ARTICLE 10 - Books and Records
10.1 The Committee shall maintain complete and accurate minutes of all meetings, which shall be delivered to all members, voting and non-voting.
10.2 The Committee will maintain complete and accurate financial statements reflecting all receipts and disbursements and, in addition, will maintain written investment guidelines and a record of investment results.

ARTICLE 11 - Annual Audit
11.1 The Foundation shall be audited annually by the auditing committee appointed by the Session to inspect the records of societies and auxiliary groups of the Church. At such time as the Session deems it appropriate, the Committee shall provide Session with an accounting of the Foundation, examined and reported with an opinion expressed by an independent certified public accountant who is not a voting or non-voting member of the Committee.

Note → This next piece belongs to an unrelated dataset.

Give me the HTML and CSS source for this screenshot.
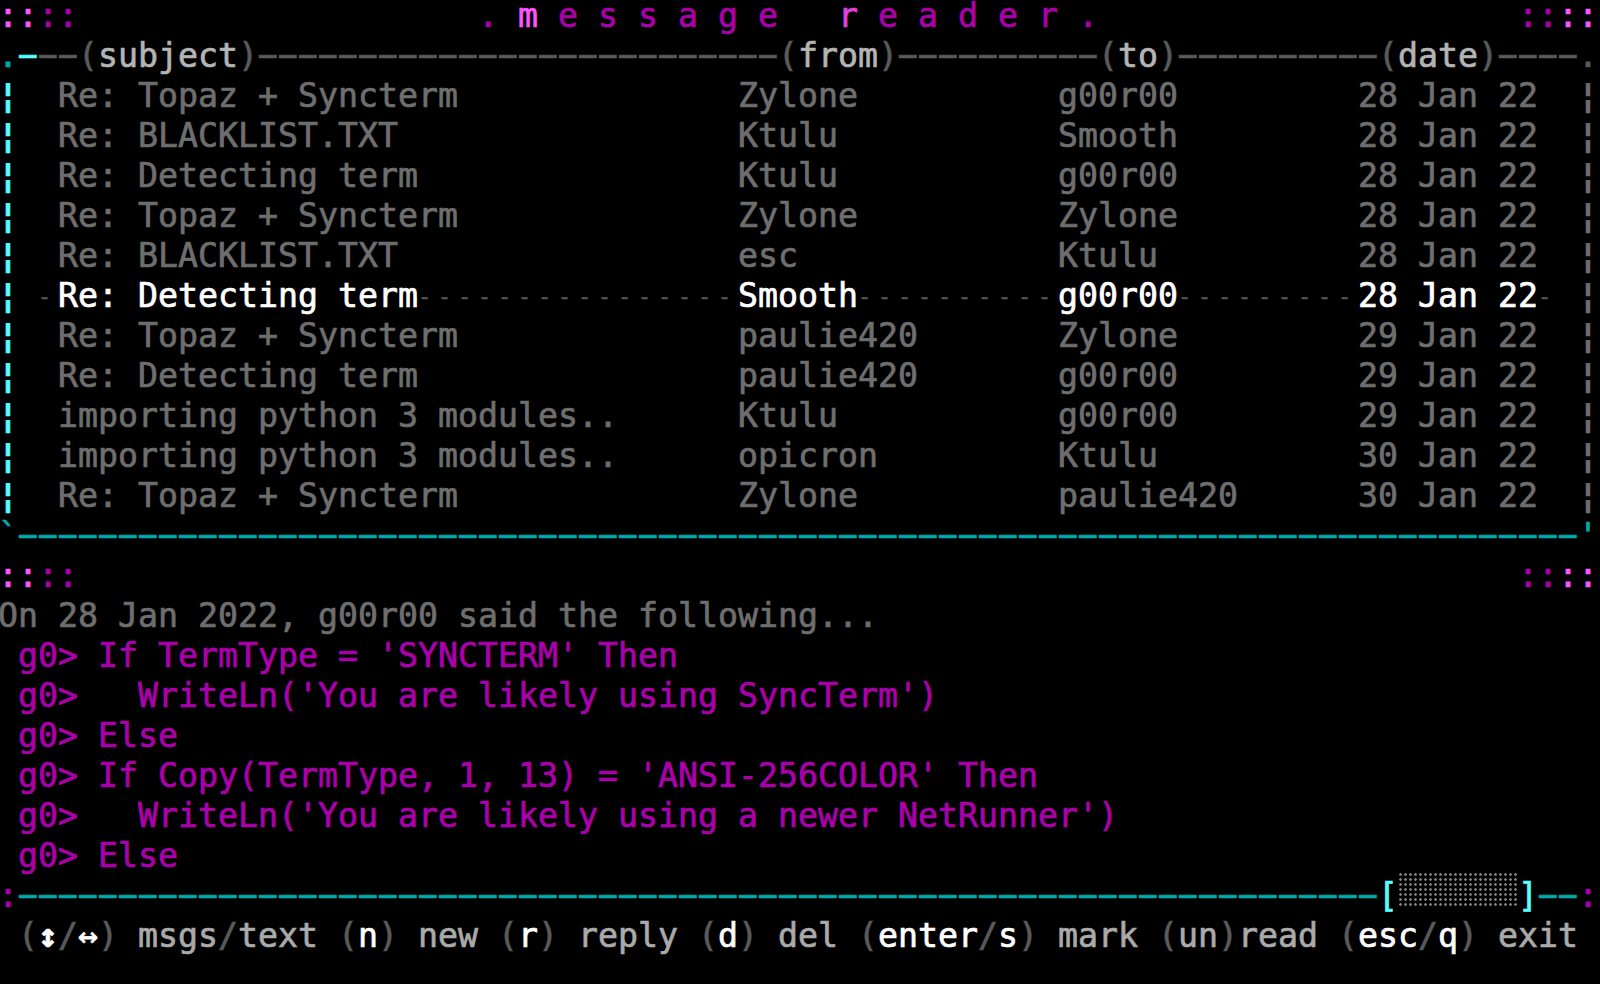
FILE: index.html
```html
<!DOCTYPE html>
<html lang="en">
<head>
  <meta charset="UTF-8">
  <title>message reader</title>
  <link rel="stylesheet" href="styles.css">
</head>
<body>
  <div class="screen">
    <!-- title -->
    <div class="row"><span class="pk">::</span><span class="mg">::</span>                    <span class="mg">.</span> <span class="pk">m</span><span class="mg"> e s s a g e   </span><span class="pk2">r</span><span class="mg"> e a d e r .</span>                     <span class="mg">::</span><span class="pk">::</span></div>

    <!-- list header -->
    <div class="row"><span class="cy">.</span><span class="bc">−</span><span class="dk">−−(</span><span class="lt">subject</span><span class="dk">)−−−−−−−−−−−−−−−−−−−−−−−−−−(</span><span class="lt">from</span><span class="dk">)−−−−−−−−−−(</span><span class="lt">to</span><span class="dk">)−−−−−−−−−−(</span><span class="lt">date</span><span class="dk">)−−−−.</span></div>

    <div class="msg">
      <span class="bar">¦</span><span></span><span>Re: Topaz + Syncterm</span><span>Zylone</span><span>g00r00</span><span>28 Jan 22</span><span></span><span class="rbar">¦</span>
    </div>
    <div class="msg">
      <span class="bar">¦</span><span></span><span>Re: BLACKLIST.TXT</span><span>Ktulu</span><span>Smooth</span><span>28 Jan 22</span><span></span><span class="rbar">¦</span>
    </div>
    <div class="msg">
      <span class="bar">¦</span><span></span><span>Re: Detecting term</span><span>Ktulu</span><span>g00r00</span><span>28 Jan 22</span><span></span><span class="rbar">¦</span>
    </div>
    <div class="msg">
      <span class="bar">¦</span><span></span><span>Re: Topaz + Syncterm</span><span>Zylone</span><span>Zylone</span><span>28 Jan 22</span><span></span><span class="rbar">¦</span>
    </div>
    <div class="msg">
      <span class="bar">¦</span><span></span><span>Re: BLACKLIST.TXT</span><span>esc</span><span>Ktulu</span><span>28 Jan 22</span><span></span><span class="rbar">¦</span>
    </div>
    <div class="msg selected">
      <span class="bar">¦</span><span> <span class="fill">-</span></span><span>Re: Detecting term<span class="fill">----------------</span></span><span>Smooth<span class="fill">----------</span></span><span>g00r00<span class="fill">---------</span></span><span>28 Jan 22</span><span><span class="fill">-</span></span><span class="rbar">¦</span>
    </div>
    <div class="msg">
      <span class="bar">¦</span><span></span><span>Re: Topaz + Syncterm</span><span>paulie420</span><span>Zylone</span><span>29 Jan 22</span><span></span><span class="rbar">¦</span>
    </div>
    <div class="msg">
      <span class="bar">¦</span><span></span><span>Re: Detecting term</span><span>paulie420</span><span>g00r00</span><span>29 Jan 22</span><span></span><span class="rbar">¦</span>
    </div>
    <div class="msg">
      <span class="bar">¦</span><span></span><span>importing python 3 modules..</span><span>Ktulu</span><span>g00r00</span><span>29 Jan 22</span><span></span><span class="rbar">¦</span>
    </div>
    <div class="msg">
      <span class="bar">¦</span><span></span><span>importing python 3 modules..</span><span>opicron</span><span>Ktulu</span><span>30 Jan 22</span><span></span><span class="rbar">¦</span>
    </div>
    <div class="msg">
      <span class="bar">¦</span><span></span><span>Re: Topaz + Syncterm</span><span>Zylone</span><span>paulie420</span><span>30 Jan 22</span><span></span><span class="rbar">¦</span>
    </div>

    <!-- list bottom -->
    <div class="row line cy"><span>`</span><span class="rule">−−−−−−−−−−−−−−−−−−−−−−−−−−−−−−−−−−−−−−−−−−−−−−−−−−−−−−−−−−−−−−−−−−−−−−−−−−−−−−−−−−−−−−−−−−−−−</span><span>'</span></div>

    <div class="row line"><span><span class="pk">::</span><span class="mg">::</span></span><span><span class="mg">::</span><span class="pk">::</span></span></div>

    <!-- message body -->
    <div class="row dim">On 28 Jan 2022, g00r00 said the following...</div>
    <div class="row mg"> g0&gt; If TermType = 'SYNCTERM' Then</div>
    <div class="row mg"> g0&gt;   WriteLn('You are likely using SyncTerm')</div>
    <div class="row mg"> g0&gt; Else</div>
    <div class="row mg"> g0&gt; If Copy(TermType, 1, 13) = 'ANSI-256COLOR' Then</div>
    <div class="row mg"> g0&gt;   WriteLn('You are likely using a newer NetRunner')</div>
    <div class="row mg"> g0&gt; Else</div>

    <!-- status line -->
    <div class="row line"><span class="mg">:</span><span class="rule cy">−−−−−−−−−−−−−−−−−−−−−−−−−−−−−−−−−−−−−−−−−−−−−−−−−−−−−−−−−−−−−−−−−−−−−−−−−−−−−−−−−−−−−−−−−−−−−</span><span class="bc">[</span><span class="shade"></span><span class="bc">]</span><span class="cy">−−</span><span class="mg">:</span></div>

    <div class="row keys"> <span class="dk">(</span><span class="wh arrow">↕</span><span class="dk">/</span><span class="wh">↔</span><span class="dk">)</span> msgs<span class="dk">/</span>text <span class="dk">(</span><span class="wh">n</span><span class="dk">)</span> new <span class="dk">(</span><span class="wh">r</span><span class="dk">)</span> reply <span class="dk">(</span><span class="wh">d</span><span class="dk">)</span> del <span class="dk">(</span><span class="wh">enter</span><span class="dk">/</span><span class="wh">s</span><span class="dk">)</span> mark <span class="dk">(</span>un<span class="dk">)</span>read <span class="dk">(</span><span class="wh">esc</span><span class="dk">/</span><span class="wh">q</span><span class="dk">)</span> exit</div>
  </div>
</body>
</html>
```

FILE: styles.css
```css
html, body {
  margin: 0;
  padding: 0;
  background: #000;
  overflow: hidden;
}

body {
  width: 1600px;
  height: 984px;
}

.screen {
  width: 1600px;
  margin-left: -2px;
  font-family: "DejaVu Sans Mono", monospace;
  font-size: 33.22px;
  line-height: 32px;
  color: #6e6e6e;
  -webkit-text-stroke: 0.7px currentColor;
}

.row {
  height: 40px;
  white-space: pre;
}

/* palette */
.pk { color: #ff55ff; }
.pk2 { color: #e040e0; }
.mg { color: #aa00aa; }
.cy { color: #00aaaa; }
.bc { color: #55ffff; }
.dk { color: #5a5a5a; }
.lt { color: #b4b4b4; }
.wh { color: #ffffff; }
.dim { color: #6e6e6e; }

/* message list */
.msg {
  display: grid;
  grid-template-columns: 20px 40px 680px 320px 300px 180px 40px 20px;
  height: 40px;
  white-space: pre;
}

.msg .bar {
  color: #55ffff;
  font-weight: bold;
}

.msg .rbar {
  color: #6e6e6e;
  font-weight: bold;
}

.msg.selected {
  color: #ffffff;
}

/* small leader dashes, still one per cell */
.msg .fill {
  color: #555555;
  font-size: 22px;
  letter-spacing: 6.76px;
  vertical-align: 3px;
  -webkit-text-stroke: 0.4px currentColor;
}

/* ruled lines */
.line {
  display: flex;
  justify-content: space-between;
}

.rule {
  flex: 1;
  overflow: hidden;
}

.shade {
  width: 120px;
  height: 34px;
  margin-top: -8px;
  background-image: radial-gradient(circle, #7c7c7c 0, #7c7c7c 1px, transparent 1.6px);
  background-size: 5px 5px;
}

/* key help */
.keys {
  color: #aaaaaa;
}

.arrow {
  font-weight: bold;
}
```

11.2 The Session shall annually review all disbursements from designated funds to ensure compliance with the donor's intent and shall annually review disbursements from undesignated funds to ensure compliance with the purpose of the Foundation.

ARTICLE 12 - Amendments
12.1 These Rules may be amended only upon presentation of the proposed amendment at two successive Session meetings at least seven days apart, each meeting at which at least the majority of the active elders vote affirmatively for the amendment.
12.2 Notwithstanding any amendment, all gifts shall be administered for the purposes in effect at the time the gift was made.

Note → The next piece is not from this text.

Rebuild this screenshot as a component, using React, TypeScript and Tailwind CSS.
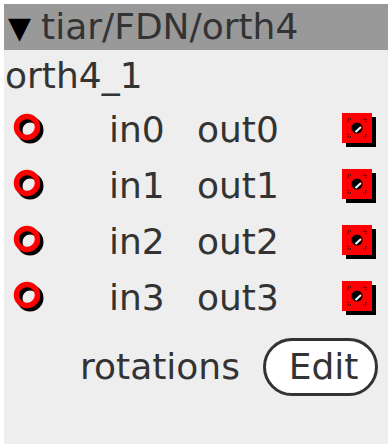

ARTICLE 13 - Distributions Upon Dissolution
13.1 In the event the Church lawfully merges or consolidates with any other church, all provisions of these Rules will be deemed to have been made for and in behalf of such merged or consolidated church, which will be entitled to receive the benefits of the Foundation and will be obligated to administer the Foundation in all respects and in accordance with these Rules.
13.2 If the Church is dissolved, the Presbytery of jurisdiction will be entitled to receive all the benefits of the Foundation and will be obligated to administer the Foundation in all respects and in accordance with these Rules.